# Description of the task
All of the listing below must be repeated word for word. Pictures are the only thing to omit.

[Begin]

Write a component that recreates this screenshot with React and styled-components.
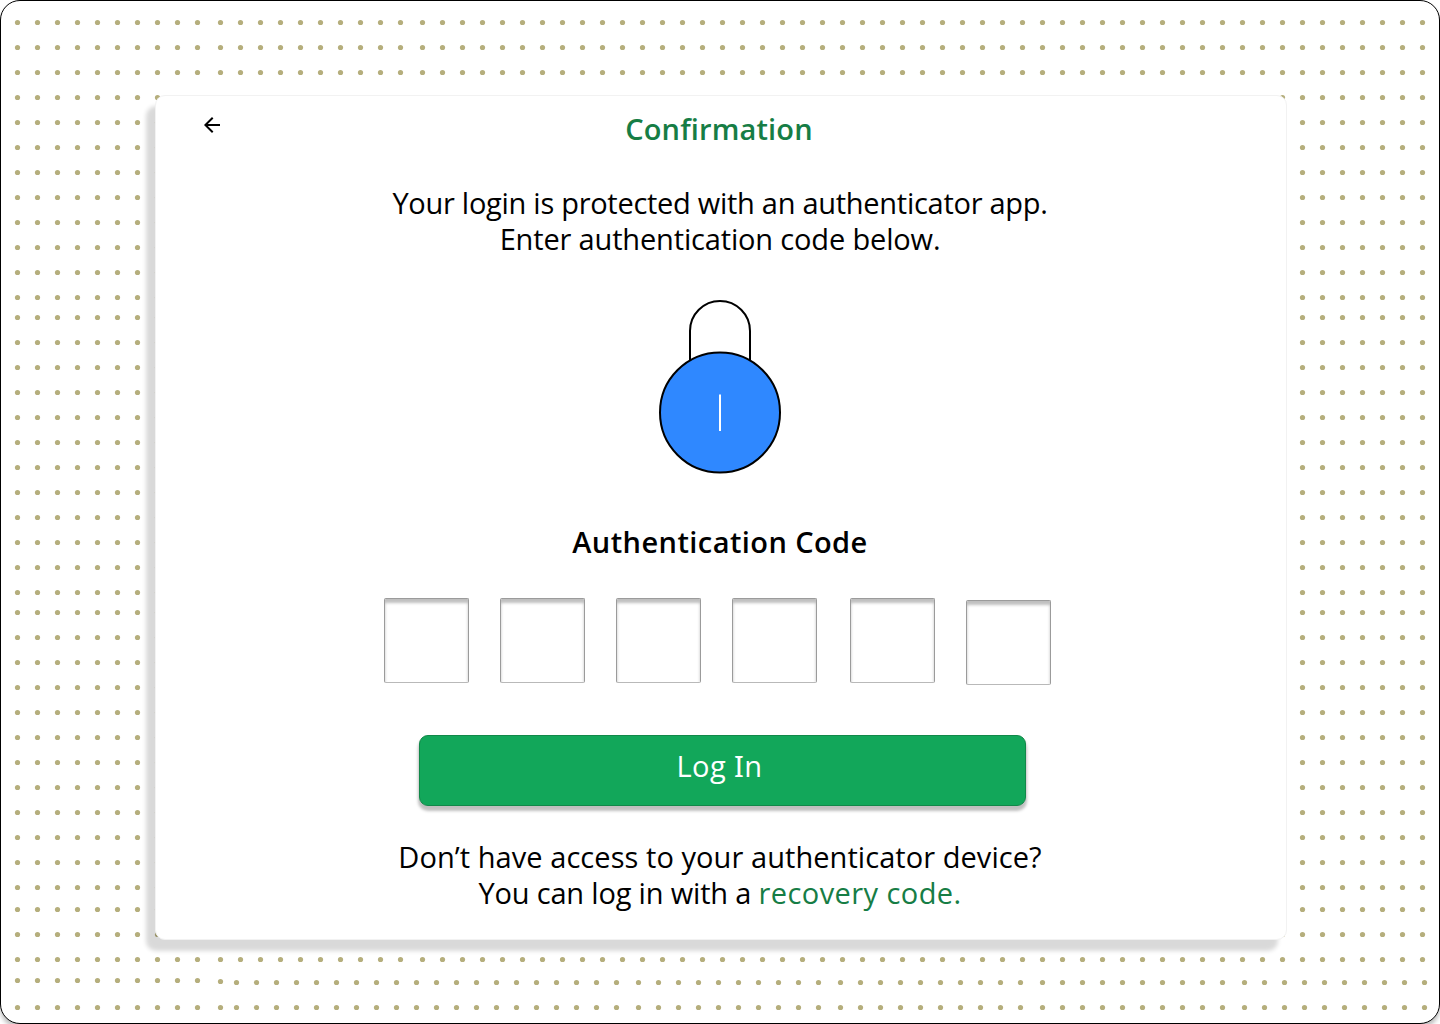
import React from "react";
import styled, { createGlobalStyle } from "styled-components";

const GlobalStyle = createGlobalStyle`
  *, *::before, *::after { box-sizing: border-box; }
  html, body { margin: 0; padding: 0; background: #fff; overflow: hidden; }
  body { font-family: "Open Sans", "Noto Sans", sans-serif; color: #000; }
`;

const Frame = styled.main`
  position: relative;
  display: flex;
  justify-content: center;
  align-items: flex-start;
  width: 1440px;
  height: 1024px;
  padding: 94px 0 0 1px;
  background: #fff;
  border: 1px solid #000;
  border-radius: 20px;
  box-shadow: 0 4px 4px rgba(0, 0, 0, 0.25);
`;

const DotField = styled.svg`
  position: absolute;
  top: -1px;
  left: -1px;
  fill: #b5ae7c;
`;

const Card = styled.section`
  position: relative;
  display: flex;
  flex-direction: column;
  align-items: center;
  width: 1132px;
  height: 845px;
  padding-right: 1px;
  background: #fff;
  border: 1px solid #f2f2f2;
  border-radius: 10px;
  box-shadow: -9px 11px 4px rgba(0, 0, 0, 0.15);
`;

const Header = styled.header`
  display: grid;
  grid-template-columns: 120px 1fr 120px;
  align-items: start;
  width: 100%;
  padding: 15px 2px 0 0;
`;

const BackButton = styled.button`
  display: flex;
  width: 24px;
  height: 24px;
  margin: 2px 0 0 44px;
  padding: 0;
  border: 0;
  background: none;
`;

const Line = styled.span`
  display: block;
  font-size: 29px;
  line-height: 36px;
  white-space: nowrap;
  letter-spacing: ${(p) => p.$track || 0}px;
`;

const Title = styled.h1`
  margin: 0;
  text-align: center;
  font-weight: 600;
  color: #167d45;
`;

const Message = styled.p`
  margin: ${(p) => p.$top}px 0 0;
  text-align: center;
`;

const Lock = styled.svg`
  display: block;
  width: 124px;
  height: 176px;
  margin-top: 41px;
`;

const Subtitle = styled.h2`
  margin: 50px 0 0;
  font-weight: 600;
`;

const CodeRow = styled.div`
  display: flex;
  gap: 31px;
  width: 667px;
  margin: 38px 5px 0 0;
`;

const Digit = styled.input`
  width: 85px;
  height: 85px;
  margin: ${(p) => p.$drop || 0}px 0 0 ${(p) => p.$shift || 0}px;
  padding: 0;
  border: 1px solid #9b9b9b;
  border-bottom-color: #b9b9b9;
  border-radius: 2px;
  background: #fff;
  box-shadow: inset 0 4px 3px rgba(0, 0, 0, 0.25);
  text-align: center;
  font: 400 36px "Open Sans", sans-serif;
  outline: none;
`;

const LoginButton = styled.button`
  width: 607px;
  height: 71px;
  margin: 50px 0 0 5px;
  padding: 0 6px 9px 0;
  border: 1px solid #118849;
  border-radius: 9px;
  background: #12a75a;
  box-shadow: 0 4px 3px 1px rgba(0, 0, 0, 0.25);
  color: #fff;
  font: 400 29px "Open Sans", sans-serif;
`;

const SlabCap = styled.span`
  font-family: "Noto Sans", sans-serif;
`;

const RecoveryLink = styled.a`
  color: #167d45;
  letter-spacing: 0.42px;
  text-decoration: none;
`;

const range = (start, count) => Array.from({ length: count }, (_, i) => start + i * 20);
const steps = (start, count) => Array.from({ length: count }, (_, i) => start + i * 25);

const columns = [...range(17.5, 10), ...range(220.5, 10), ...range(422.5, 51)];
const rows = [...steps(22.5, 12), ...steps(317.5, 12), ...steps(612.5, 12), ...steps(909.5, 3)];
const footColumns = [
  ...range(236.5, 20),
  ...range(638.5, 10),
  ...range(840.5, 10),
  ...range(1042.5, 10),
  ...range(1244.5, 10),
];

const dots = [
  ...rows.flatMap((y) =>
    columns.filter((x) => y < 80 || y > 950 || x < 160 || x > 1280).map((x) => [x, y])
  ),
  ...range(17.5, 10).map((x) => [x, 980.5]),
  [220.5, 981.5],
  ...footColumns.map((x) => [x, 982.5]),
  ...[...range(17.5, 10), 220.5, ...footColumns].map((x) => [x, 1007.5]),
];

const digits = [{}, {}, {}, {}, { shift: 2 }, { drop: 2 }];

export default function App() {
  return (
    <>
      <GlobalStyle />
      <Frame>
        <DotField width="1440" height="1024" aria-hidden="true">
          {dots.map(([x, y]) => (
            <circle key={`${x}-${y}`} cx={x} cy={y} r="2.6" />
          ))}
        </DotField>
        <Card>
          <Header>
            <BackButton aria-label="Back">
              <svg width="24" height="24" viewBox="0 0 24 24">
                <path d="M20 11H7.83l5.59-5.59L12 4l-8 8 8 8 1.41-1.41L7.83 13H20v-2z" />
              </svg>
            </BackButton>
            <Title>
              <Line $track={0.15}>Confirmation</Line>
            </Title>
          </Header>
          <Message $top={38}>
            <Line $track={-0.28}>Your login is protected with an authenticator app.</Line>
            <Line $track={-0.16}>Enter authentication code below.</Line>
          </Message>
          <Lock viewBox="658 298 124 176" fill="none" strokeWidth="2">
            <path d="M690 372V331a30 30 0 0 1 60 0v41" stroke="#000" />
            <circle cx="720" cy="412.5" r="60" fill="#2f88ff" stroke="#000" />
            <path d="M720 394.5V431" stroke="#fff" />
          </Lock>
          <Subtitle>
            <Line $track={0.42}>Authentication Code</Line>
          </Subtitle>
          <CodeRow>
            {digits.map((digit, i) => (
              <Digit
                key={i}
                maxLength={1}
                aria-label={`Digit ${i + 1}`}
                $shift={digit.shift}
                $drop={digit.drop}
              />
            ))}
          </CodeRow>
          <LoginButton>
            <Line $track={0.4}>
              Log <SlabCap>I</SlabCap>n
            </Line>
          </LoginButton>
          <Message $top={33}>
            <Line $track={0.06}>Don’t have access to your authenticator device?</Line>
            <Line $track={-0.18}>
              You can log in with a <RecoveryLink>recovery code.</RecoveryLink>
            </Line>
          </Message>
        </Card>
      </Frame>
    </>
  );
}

[End]

# Response below
Write a component that recreates this screenshot with React and styled-components.
import React from "react";
import styled, { createGlobalStyle } from "styled-components";

const GlobalStyle = createGlobalStyle`
  *, *::before, *::after { box-sizing: border-box; }
  html, body { margin: 0; padding: 0; background: #fff; overflow: hidden; }
  body { font-family: "Open Sans", "Noto Sans", sans-serif; color: #000; }
`;

const Frame = styled.main`
  position: relative;
  display: flex;
  justify-content: center;
  align-items: flex-start;
  width: 1440px;
  height: 1024px;
  padding: 94px 0 0 1px;
  background: #fff;
  border: 1px solid #000;
  border-radius: 20px;
  box-shadow: 0 4px 4px rgba(0, 0, 0, 0.25);
`;

const DotField = styled.svg`
  position: absolute;
  top: -1px;
  left: -1px;
  fill: #b5ae7c;
`;

const Card = styled.section`
  position: relative;
  display: flex;
  flex-direction: column;
  align-items: center;
  width: 1132px;
  height: 845px;
  padding-right: 1px;
  background: #fff;
  border: 1px solid #f2f2f2;
  border-radius: 10px;
  box-shadow: -9px 11px 4px rgba(0, 0, 0, 0.15);
`;

const Header = styled.header`
  display: grid;
  grid-template-columns: 120px 1fr 120px;
  align-items: start;
  width: 100%;
  padding: 15px 2px 0 0;
`;

const BackButton = styled.button`
  display: flex;
  width: 24px;
  height: 24px;
  margin: 2px 0 0 44px;
  padding: 0;
  border: 0;
  background: none;
`;

const Line = styled.span`
  display: block;
  font-size: 29px;
  line-height: 36px;
  white-space: nowrap;
  letter-spacing: ${(p) => p.$track || 0}px;
`;

const Title = styled.h1`
  margin: 0;
  text-align: center;
  font-weight: 600;
  color: #167d45;
`;

const Message = styled.p`
  margin: ${(p) => p.$top}px 0 0;
  text-align: center;
`;

const Lock = styled.svg`
  display: block;
  width: 124px;
  height: 176px;
  margin-top: 41px;
`;

const Subtitle = styled.h2`
  margin: 50px 0 0;
  font-weight: 600;
`;

const CodeRow = styled.div`
  display: flex;
  gap: 31px;
  width: 667px;
  margin: 38px 5px 0 0;
`;

const Digit = styled.input`
  width: 85px;
  height: 85px;
  margin: ${(p) => p.$drop || 0}px 0 0 ${(p) => p.$shift || 0}px;
  padding: 0;
  border: 1px solid #9b9b9b;
  border-bottom-color: #b9b9b9;
  border-radius: 2px;
  background: #fff;
  box-shadow: inset 0 4px 3px rgba(0, 0, 0, 0.25);
  text-align: center;
  font: 400 36px "Open Sans", sans-serif;
  outline: none;
`;

const LoginButton = styled.button`
  width: 607px;
  height: 71px;
  margin: 50px 0 0 5px;
  padding: 0 6px 9px 0;
  border: 1px solid #118849;
  border-radius: 9px;
  background: #12a75a;
  box-shadow: 0 4px 3px 1px rgba(0, 0, 0, 0.25);
  color: #fff;
  font: 400 29px "Open Sans", sans-serif;
`;

const SlabCap = styled.span`
  font-family: "Noto Sans", sans-serif;
`;

const RecoveryLink = styled.a`
  color: #167d45;
  letter-spacing: 0.42px;
  text-decoration: none;
`;

const range = (start, count) => Array.from({ length: count }, (_, i) => start + i * 20);
const steps = (start, count) => Array.from({ length: count }, (_, i) => start + i * 25);

const columns = [...range(17.5, 10), ...range(220.5, 10), ...range(422.5, 51)];
const rows = [...steps(22.5, 12), ...steps(317.5, 12), ...steps(612.5, 12), ...steps(909.5, 3)];
const footColumns = [
  ...range(236.5, 20),
  ...range(638.5, 10),
  ...range(840.5, 10),
  ...range(1042.5, 10),
  ...range(1244.5, 10),
];

const dots = [
  ...rows.flatMap((y) =>
    columns.filter((x) => y < 80 || y > 950 || x < 160 || x > 1280).map((x) => [x, y])
  ),
  ...range(17.5, 10).map((x) => [x, 980.5]),
  [220.5, 981.5],
  ...footColumns.map((x) => [x, 982.5]),
  ...[...range(17.5, 10), 220.5, ...footColumns].map((x) => [x, 1007.5]),
];

const digits = [{}, {}, {}, {}, { shift: 2 }, { drop: 2 }];

export default function App() {
  return (
    <>
      <GlobalStyle />
      <Frame>
        <DotField width="1440" height="1024" aria-hidden="true">
          {dots.map(([x, y]) => (
            <circle key={`${x}-${y}`} cx={x} cy={y} r="2.6" />
          ))}
        </DotField>
        <Card>
          <Header>
            <BackButton aria-label="Back">
              <svg width="24" height="24" viewBox="0 0 24 24">
                <path d="M20 11H7.83l5.59-5.59L12 4l-8 8 8 8 1.41-1.41L7.83 13H20v-2z" />
              </svg>
            </BackButton>
            <Title>
              <Line $track={0.15}>Confirmation</Line>
            </Title>
          </Header>
          <Message $top={38}>
            <Line $track={-0.28}>Your login is protected with an authenticator app.</Line>
            <Line $track={-0.16}>Enter authentication code below.</Line>
          </Message>
          <Lock viewBox="658 298 124 176" fill="none" strokeWidth="2">
            <path d="M690 372V331a30 30 0 0 1 60 0v41" stroke="#000" />
            <circle cx="720" cy="412.5" r="60" fill="#2f88ff" stroke="#000" />
            <path d="M720 394.5V431" stroke="#fff" />
          </Lock>
          <Subtitle>
            <Line $track={0.42}>Authentication Code</Line>
          </Subtitle>
          <CodeRow>
            {digits.map((digit, i) => (
              <Digit
                key={i}
                maxLength={1}
                aria-label={`Digit ${i + 1}`}
                $shift={digit.shift}
                $drop={digit.drop}
              />
            ))}
          </CodeRow>
          <LoginButton>
            <Line $track={0.4}>
              Log <SlabCap>I</SlabCap>n
            </Line>
          </LoginButton>
          <Message $top={33}>
            <Line $track={0.06}>Don’t have access to your authenticator device?</Line>
            <Line $track={-0.18}>
              You can log in with a <RecoveryLink>recovery code.</RecoveryLink>
            </Line>
          </Message>
        </Card>
      </Frame>
    </>
  );
}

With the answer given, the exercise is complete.